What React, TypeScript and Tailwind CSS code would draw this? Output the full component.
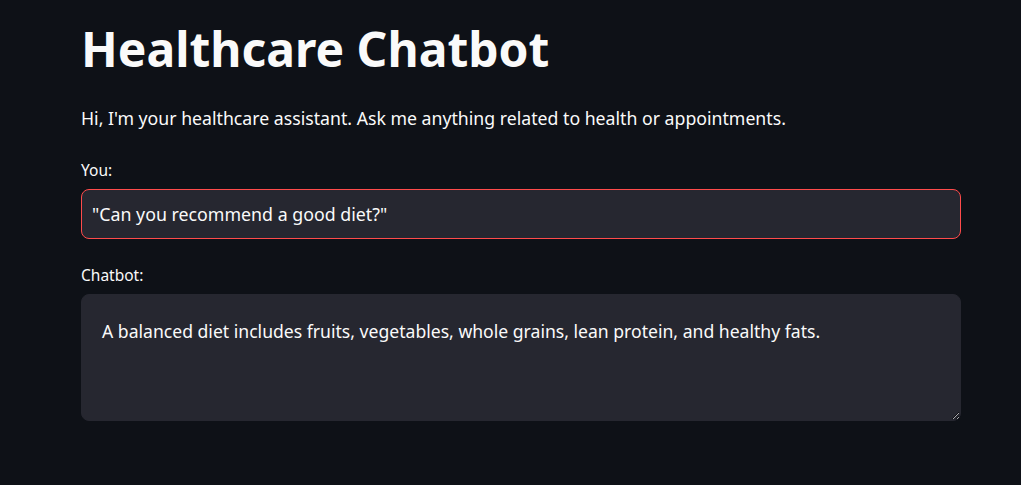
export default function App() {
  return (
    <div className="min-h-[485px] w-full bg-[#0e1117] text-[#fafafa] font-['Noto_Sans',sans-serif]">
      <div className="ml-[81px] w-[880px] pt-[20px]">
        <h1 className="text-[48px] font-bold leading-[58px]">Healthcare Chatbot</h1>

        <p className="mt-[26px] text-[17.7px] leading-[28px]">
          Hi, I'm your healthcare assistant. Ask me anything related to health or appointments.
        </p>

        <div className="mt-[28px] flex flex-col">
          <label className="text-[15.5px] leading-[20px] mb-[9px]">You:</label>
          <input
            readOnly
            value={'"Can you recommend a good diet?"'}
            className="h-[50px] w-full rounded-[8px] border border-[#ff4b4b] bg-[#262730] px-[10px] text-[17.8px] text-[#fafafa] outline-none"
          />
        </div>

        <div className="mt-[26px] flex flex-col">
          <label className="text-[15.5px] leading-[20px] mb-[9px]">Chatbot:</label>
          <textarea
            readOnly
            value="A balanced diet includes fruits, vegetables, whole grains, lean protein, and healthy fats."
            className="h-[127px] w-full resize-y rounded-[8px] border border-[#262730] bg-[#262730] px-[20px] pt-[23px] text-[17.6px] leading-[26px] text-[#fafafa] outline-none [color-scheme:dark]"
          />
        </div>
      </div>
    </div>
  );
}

## STATED PROBLEM
Write out the material above once more, exactly as it reads, with no pictures.

## RESULT
What React, TypeScript and Tailwind CSS code would draw this? Output the full component.
export default function App() {
  return (
    <div className="min-h-[485px] w-full bg-[#0e1117] text-[#fafafa] font-['Noto_Sans',sans-serif]">
      <div className="ml-[81px] w-[880px] pt-[20px]">
        <h1 className="text-[48px] font-bold leading-[58px]">Healthcare Chatbot</h1>

        <p className="mt-[26px] text-[17.7px] leading-[28px]">
          Hi, I'm your healthcare assistant. Ask me anything related to health or appointments.
        </p>

        <div className="mt-[28px] flex flex-col">
          <label className="text-[15.5px] leading-[20px] mb-[9px]">You:</label>
          <input
            readOnly
            value={'"Can you recommend a good diet?"'}
            className="h-[50px] w-full rounded-[8px] border border-[#ff4b4b] bg-[#262730] px-[10px] text-[17.8px] text-[#fafafa] outline-none"
          />
        </div>

        <div className="mt-[26px] flex flex-col">
          <label className="text-[15.5px] leading-[20px] mb-[9px]">Chatbot:</label>
          <textarea
            readOnly
            value="A balanced diet includes fruits, vegetables, whole grains, lean protein, and healthy fats."
            className="h-[127px] w-full resize-y rounded-[8px] border border-[#262730] bg-[#262730] px-[20px] pt-[23px] text-[17.6px] leading-[26px] text-[#fafafa] outline-none [color-scheme:dark]"
          />
        </div>
      </div>
    </div>
  );
}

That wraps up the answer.